Going forward, SWUG would like to assist other communities in setting up similar networks, establish links between community networks, encouraging the development of content within community networks to help tackle local problems, participate in community decisions and interface with local government.

Legal view

Brendan Hughes, of Michalson's ICT attorneys, believes the networks are probably legal. "I'm not familiar with the Scarborough LAN set-up, but debates over its legality in terms of the Telecommunications Act are possibly moot given the Act was repealed by section 97 of the new Electronic Communications Act and the implementation of a comprehensive licensing regime in terms of the new Act is still a work in progress in some respects," he says.

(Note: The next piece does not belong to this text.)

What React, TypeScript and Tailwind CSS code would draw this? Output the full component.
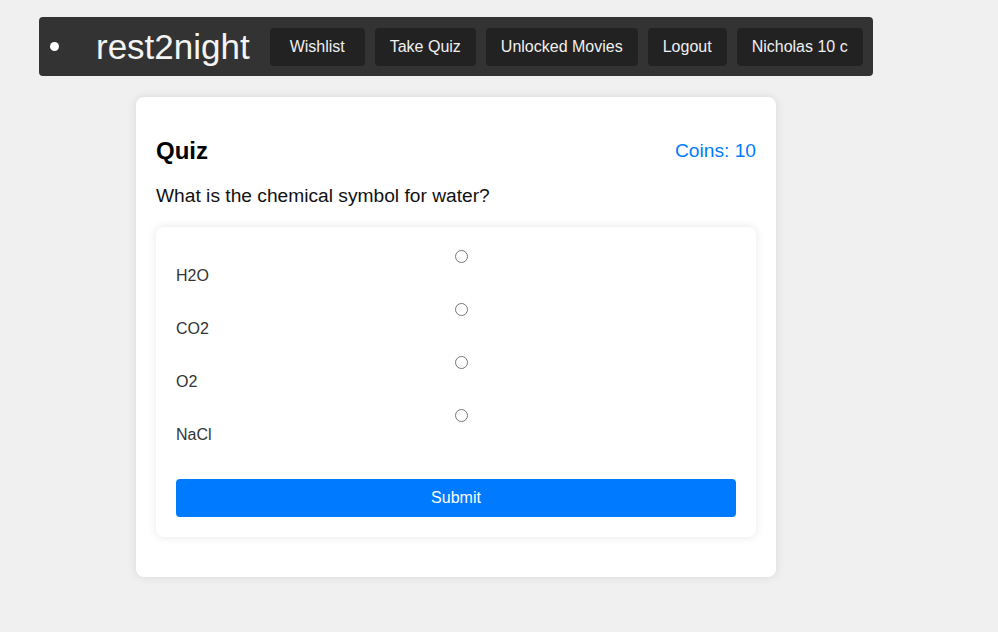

"Under certain regulated conditions, wireless local area networks operating in the 2.4 - 2.5GHz frequency band have not required a licence in terms of any law as long as they remain within that band. It should also be borne in mind that the right of access to information and the right to freely receive or impart information are both fundamental rights contained in the Constitution. Letting people have affordable access to information so that they can make informed decisions about matters affecting them is a way of empowering them."

His colleague, Mike Silber, holds a similar view. "To some extent, ICASA is causing the problem because there is a huge demand out there for spectrum and they are not allocating it," he says. But he also sympathises with iBurst.

"I recognise ICASA has to go through processes, and I can understand some operators are upset they are paying for licences and that there are 'rogue' operators out there who don't."

To Silber, the bottom line is Scarborough-style networks are "absolutely fine" as long as they remain within a defined community such as a townhouse complex, office park or other definable "single location", a term used but not defined in law.